Diese Stadt ist irgendwie wie ein Gefängnis, aus dem man gefühlt einfach nicht mehr raus kommt. Nehmen wir mal die ganzen Sache mit dem Kokain: Dieses Zeug hat die ganze Stadt verseucht, unheimlich viele Menschen haben sich dadurch verändert. Sowas ist dann in Berlin viel präsenter, als an allen anderen Orten der Welt, an denen ich vorher war. Berlin kommt mir manchmal vor wie ein großes Labyrinth: Da werden die Leute rein geworfen und gezwungen, innen drin auf engstem Raum ihren Struggle auszufechten. Und dabei scheitern viele.

Wir kommen am Sparrplatz vorbei, einem kultigen, im Grünen tiefgelegter Bolzplatz mit Käfig-Atmosphäre. Quame erzählt, dass er hier früher jeden Tag Fußball gespielt hat. Ein im Selbstgespräch laut fluchender, aggressiver Mann kommt vorbei, wir weichen einem Rempler aus. „Deswegen will ich hier nicht mehr leben“, sagt Quame trocken. Wir müssen schmunzeln …

Ein Alleinstellungsmerkmal von dir ist, dass du in jedem Text und Posting das Wort „Chale“ benutzt. Was kann man sich darunter vorstellen?

„Chale“ ist ein ghanaisches Wort und ist quasi gleichbedeutend mit deutschen Ausdrücken wie „dikka“ oder „alter“. Solche Dinge sind, abgesehen vom Signatur-Charakter auch gut, weil sie Türöffner sind: Rassismus und Fremdenfeindlichkeit beruhen ja meistens auf einem Misstrauen, das entsteht, weil die Leute nichts voneinander wissen. Ich werde heute zum Beispiel immer noch gefragt, ob die Leute dort, wo ich her komme noch mit Händen essen oder ob die Hosen tragen. Das ist doch der traurige Beweis dafür, dass es da viel mehr Austausch geben müsste … „Chale“ ist ein kleines Stückchen ghanaische Kultur.

Rassismus im Rap und der Umgang mit dem sogenannten „N-Wort“ waren ja gerade in letzter Zeit wieder oft Thema … Hast du die neuesten Debatten mitverfolgt?

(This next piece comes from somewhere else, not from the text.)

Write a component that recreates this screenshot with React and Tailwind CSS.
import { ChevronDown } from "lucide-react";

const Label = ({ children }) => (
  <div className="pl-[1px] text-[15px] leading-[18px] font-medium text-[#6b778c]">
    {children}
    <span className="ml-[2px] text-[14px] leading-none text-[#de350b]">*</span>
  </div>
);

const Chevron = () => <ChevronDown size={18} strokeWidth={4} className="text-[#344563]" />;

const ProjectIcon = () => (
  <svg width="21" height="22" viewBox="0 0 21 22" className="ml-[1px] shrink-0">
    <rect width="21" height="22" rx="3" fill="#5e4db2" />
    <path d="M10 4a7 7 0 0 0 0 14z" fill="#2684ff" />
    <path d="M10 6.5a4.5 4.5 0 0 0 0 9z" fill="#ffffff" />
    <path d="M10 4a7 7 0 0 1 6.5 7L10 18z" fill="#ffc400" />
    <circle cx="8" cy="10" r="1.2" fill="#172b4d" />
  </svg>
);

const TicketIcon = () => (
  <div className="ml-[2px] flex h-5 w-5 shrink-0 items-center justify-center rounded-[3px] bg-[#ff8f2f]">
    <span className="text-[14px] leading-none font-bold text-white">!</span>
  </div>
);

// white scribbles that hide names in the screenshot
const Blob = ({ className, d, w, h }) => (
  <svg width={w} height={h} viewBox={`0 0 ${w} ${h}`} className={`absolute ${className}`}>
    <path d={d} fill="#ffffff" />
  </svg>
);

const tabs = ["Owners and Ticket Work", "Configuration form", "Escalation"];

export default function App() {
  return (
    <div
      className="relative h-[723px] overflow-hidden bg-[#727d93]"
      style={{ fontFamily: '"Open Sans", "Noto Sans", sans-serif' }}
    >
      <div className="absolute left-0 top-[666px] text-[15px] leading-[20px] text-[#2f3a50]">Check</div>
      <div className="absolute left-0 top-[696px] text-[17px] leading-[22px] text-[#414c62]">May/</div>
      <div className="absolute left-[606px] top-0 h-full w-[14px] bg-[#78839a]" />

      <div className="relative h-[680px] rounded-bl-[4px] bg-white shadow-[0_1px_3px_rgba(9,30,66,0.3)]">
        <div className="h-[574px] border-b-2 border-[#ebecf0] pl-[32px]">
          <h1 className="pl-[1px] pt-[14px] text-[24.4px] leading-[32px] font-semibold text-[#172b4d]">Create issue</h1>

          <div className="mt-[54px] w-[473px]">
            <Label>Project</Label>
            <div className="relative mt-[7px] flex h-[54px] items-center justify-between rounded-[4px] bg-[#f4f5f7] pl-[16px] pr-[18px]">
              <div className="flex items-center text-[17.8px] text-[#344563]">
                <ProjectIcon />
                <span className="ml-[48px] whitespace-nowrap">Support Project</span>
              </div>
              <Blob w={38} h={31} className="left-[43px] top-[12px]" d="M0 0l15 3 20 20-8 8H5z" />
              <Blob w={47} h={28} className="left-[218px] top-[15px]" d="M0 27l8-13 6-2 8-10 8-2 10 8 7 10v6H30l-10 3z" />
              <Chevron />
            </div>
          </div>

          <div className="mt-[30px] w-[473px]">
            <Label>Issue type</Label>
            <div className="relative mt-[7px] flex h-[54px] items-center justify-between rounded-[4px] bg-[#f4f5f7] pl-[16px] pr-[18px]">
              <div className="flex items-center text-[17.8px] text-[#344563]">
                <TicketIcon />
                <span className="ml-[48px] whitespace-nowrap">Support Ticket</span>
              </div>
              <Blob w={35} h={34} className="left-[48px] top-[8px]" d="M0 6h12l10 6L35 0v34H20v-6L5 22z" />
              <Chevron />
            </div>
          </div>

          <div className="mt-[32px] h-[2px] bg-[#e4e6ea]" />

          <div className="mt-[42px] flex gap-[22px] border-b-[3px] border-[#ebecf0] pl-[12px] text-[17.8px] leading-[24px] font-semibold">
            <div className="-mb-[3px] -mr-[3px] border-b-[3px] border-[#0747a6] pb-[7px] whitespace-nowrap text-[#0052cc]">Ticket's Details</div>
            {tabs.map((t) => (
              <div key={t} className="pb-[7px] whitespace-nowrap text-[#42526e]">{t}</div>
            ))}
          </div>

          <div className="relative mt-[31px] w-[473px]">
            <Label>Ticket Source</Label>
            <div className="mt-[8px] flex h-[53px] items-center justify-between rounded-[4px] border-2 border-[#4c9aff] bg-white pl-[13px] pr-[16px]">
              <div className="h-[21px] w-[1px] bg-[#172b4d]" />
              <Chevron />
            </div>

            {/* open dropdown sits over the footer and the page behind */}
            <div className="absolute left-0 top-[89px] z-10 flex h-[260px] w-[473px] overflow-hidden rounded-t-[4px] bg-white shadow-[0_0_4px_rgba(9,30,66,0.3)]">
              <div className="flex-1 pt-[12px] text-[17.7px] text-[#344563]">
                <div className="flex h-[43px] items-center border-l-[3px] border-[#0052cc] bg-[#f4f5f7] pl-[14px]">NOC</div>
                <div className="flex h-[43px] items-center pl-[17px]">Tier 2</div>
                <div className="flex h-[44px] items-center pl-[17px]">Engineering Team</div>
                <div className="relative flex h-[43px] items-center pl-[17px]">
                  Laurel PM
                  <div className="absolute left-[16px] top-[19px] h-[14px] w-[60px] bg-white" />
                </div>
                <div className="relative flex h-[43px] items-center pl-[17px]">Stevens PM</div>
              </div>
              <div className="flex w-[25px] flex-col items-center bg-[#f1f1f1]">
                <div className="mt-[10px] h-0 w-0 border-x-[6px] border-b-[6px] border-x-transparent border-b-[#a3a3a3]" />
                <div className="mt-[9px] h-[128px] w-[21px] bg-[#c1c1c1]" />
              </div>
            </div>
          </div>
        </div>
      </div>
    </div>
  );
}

Ja. Das Ganze ist natürlich mega komplex. Ich habe den Song von DCVDNS, über den da konkret diskutiert wurde, nicht gehört … Was ich aber sagen kann ist, dass ich es von Grund auf als ziemlich erbärmlich erachte, mit einer so billigen und vorhersehbaren Provokation Klicks zu generieren. Fernab von DCVDNS sehe ich für meinen Teil in meinem Leben überhaupt keine Hautfarben. Wenn mein Umfeld, das seitdem ich ein kleines Kind bin, maximal multikulturell ist, mir eines beigebracht hat, dann das. Mir ist wirklich nur eines wichtig: Ob du ein Wichser bist oder ob du korrekt bist. Die Hautfarbe ist dabei einfach komplett egal … Mir wird auch höchstens durch die Reaktionen anderer klar gemacht, dass ich schwarz bin. Das N-Wort verwende ich im Übrigen selber konsequent nicht. Klar ist natürlich auch, dass die Kids das Wort so lange benutzen werden, wie irgendwelche Rapper es nutzen …

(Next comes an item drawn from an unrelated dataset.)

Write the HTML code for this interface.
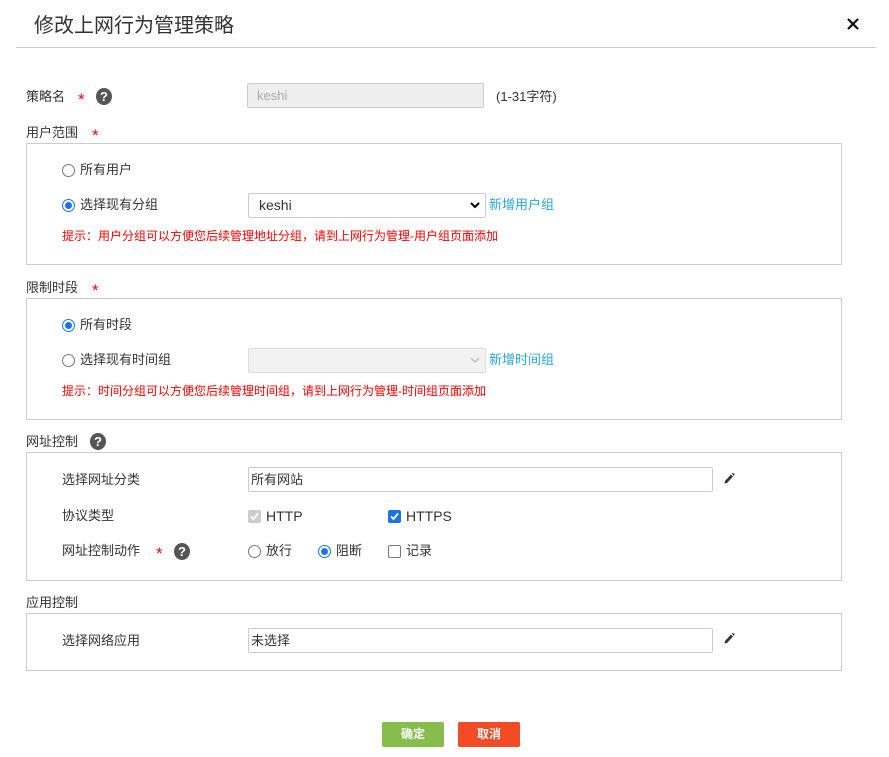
<!DOCTYPE html>
<html><head><meta charset="utf-8">
<style>
*{margin:0;padding:0;box-sizing:border-box}
body{width:889px;height:757px;background:#fff;position:relative;overflow:hidden;font-family:"Liberation Sans","Noto Sans CJK SC",sans-serif;font-size:13px;color:#333}
.a{position:absolute;white-space:nowrap;line-height:16px}
.star{color:#f00;font-size:17px}
.q{position:absolute;width:16px;height:17px;border-radius:50%;background:#555;color:#fff;font-size:13px;font-weight:bold;text-align:center;line-height:17px}
.box{position:absolute;left:26px;width:816px;border:1px solid #ccc}
.radio{position:absolute;width:13px;height:13px;border:1px solid #777;border-radius:50%;background:#fff}
.radio.on{border-color:#1a73e8}
.radio.on:after{content:"";position:absolute;left:2px;top:2px;width:7px;height:7px;border-radius:50%;background:#1a73e8}
.cb{position:absolute;width:13px;height:13px;border:1px solid #777;border-radius:2px;background:#fff}
.inp{position:absolute;border:1px solid #ccc;border-radius:2px;background:#fff;padding-left:2px;line-height:23px}
.link{color:#29a8e0}
.hint{color:#f00;font-size:12px}
.btn{position:absolute;width:62px;height:25px;color:#fff;text-align:center;line-height:25px;font-size:12px;font-weight:bold;border-radius:2px}
</style></head><body>
<div class="a" style="left:34px;top:14px;font-size:20px;line-height:24px;color:#333">修改上网行为管理策略</div>
<svg class="a" style="left:847px;top:18px" width="12" height="12" viewBox="0 0 12 12"><path d="M1 1L11 11M11 1L1 11" stroke="#111" stroke-width="2.2"/></svg>
<div class="a" style="left:16px;top:47px;width:860px;height:1px;background:#ccc"></div>

<div class="a" style="left:26px;top:89px">策略名</div>
<div class="a star" style="left:78px;top:92px">*</div>
<div class="q" style="left:96px;top:88px">?</div>
<div class="inp" style="left:247px;top:83px;width:237px;height:25px;background:#eee;color:#aaa;padding-left:9px">keshi</div>
<div class="a" style="left:496px;top:89px">(1-31字符)</div>

<div class="a" style="left:26px;top:125px">用户范围</div>
<div class="a star" style="left:92px;top:128px">*</div>
<div class="box" style="top:143px;height:122px"></div>
<div class="radio" style="left:62px;top:164px"></div>
<div class="a" style="left:80px;top:162px">所有用户</div>
<div class="radio on" style="left:62px;top:199px"></div>
<div class="a" style="left:80px;top:197px">选择现有分组</div>
<div class="inp" style="left:248px;top:193px;width:238px;height:25px;padding-left:10px;font-size:14px">keshi</div>
<svg class="a" style="left:470px;top:201px" width="10" height="8" viewBox="0 0 10 8"><path d="M1 2L5 6L9 2" stroke="#000" stroke-width="2" fill="none"/></svg>
<div class="a link" style="left:489px;top:197px">新增用户组</div>
<div class="a hint" style="left:62px;top:228px">提示：用户分组可以方便您后续管理地址分组，请到上网行为管理-用户组页面添加</div>

<div class="a" style="left:26px;top:280px">限制时段</div>
<div class="a star" style="left:92px;top:283px">*</div>
<div class="box" style="top:298px;height:122px"></div>
<div class="radio on" style="left:62px;top:319px"></div>
<div class="a" style="left:80px;top:317px">所有时段</div>
<div class="radio" style="left:62px;top:354px"></div>
<div class="a" style="left:80px;top:352px">选择现有时间组</div>
<div class="inp" style="left:248px;top:348px;width:238px;height:25px;background:#f2f2f2;border-color:#ddd"></div>
<svg class="a" style="left:470px;top:357px" width="10" height="7" viewBox="0 0 10 7"><path d="M1 1L5 5L9 1" stroke="#bbb" stroke-width="1.3" fill="none"/></svg>
<div class="a link" style="left:489px;top:352px">新增时间组</div>
<div class="a hint" style="left:62px;top:383px">提示：时间分组可以方便您后续管理时间组，请到上网行为管理-时间组页面添加</div>

<div class="a" style="left:26px;top:434px">网址控制</div>
<div class="q" style="left:90px;top:433px">?</div>
<div class="box" style="top:452px;height:129px"></div>
<div class="a" style="left:62px;top:472px">选择网址分类</div>
<div class="inp" style="left:248px;top:467px;width:465px;height:25px">所有网站</div>
<svg class="a" style="left:723px;top:472px" width="12" height="13" viewBox="0 0 12 13"><path d="M2 9L8 2.5L10 4.5L4 11L1.5 11.5Z" fill="#333"/><path d="M8.8 1.7L9.8 0.7L11.8 2.7L10.8 3.7Z" fill="#333"/></svg>
<div class="a" style="left:62px;top:508px">协议类型</div>
<div class="cb" style="left:248px;top:510px;background:#ccc;border-color:#ccc"></div>
<svg class="a" style="left:249px;top:511px" width="11" height="11" viewBox="0 0 11 11"><path d="M2 5.5L4.5 8L9 2.5" stroke="#fff" stroke-width="1.8" fill="none"/></svg>
<div class="a" style="left:266px;top:508px;font-size:14px;color:#333">HTTP</div>
<div class="cb" style="left:388px;top:510px;background:#1a73e8;border-color:#1a73e8"></div>
<svg class="a" style="left:389px;top:511px" width="11" height="11" viewBox="0 0 11 11"><path d="M2 5.5L4.5 8L9 2.5" stroke="#fff" stroke-width="1.8" fill="none"/></svg>
<div class="a" style="left:406px;top:508px;font-size:14px">HTTPS</div>
<div class="a" style="left:62px;top:543px">网址控制动作</div>
<div class="a star" style="left:156px;top:546px">*</div>
<div class="q" style="left:174px;top:543px">?</div>
<div class="radio" style="left:248px;top:545px"></div>
<div class="a" style="left:266px;top:543px">放行</div>
<div class="radio on" style="left:318px;top:545px"></div>
<div class="a" style="left:336px;top:543px">阻断</div>
<div class="cb" style="left:388px;top:545px"></div>
<div class="a" style="left:406px;top:543px">记录</div>

<div class="a" style="left:26px;top:595px">应用控制</div>
<div class="box" style="top:613px;height:58px"></div>
<div class="a" style="left:62px;top:633px">选择网络应用</div>
<div class="inp" style="left:248px;top:628px;width:465px;height:25px">未选择</div>
<svg class="a" style="left:723px;top:632px" width="12" height="13" viewBox="0 0 12 13"><path d="M2 9L8 2.5L10 4.5L4 11L1.5 11.5Z" fill="#333"/><path d="M8.8 1.7L9.8 0.7L11.8 2.7L10.8 3.7Z" fill="#333"/></svg>

<div class="btn" style="left:382px;top:722px;background:#86bd4c">确定</div>
<div class="btn" style="left:458px;top:722px;background:#f44b27">取消</div>
</body></html>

Auf deiner Facebook-Seite schreibst du: „Das Schöne am Musikerleben ist, dass ich Schritt für Schritt meine Träume verwirkliche.“ Wovon träumst du?

Mein größter Traum mag sich wahnsinnig anhören, aber das wäre nun mal wirklich ein Konzert bei Rock am Ring. Das ist das höchste Level, das man als Rapper in Deutschland im Jahr 2017 überhaupt erreichen kann.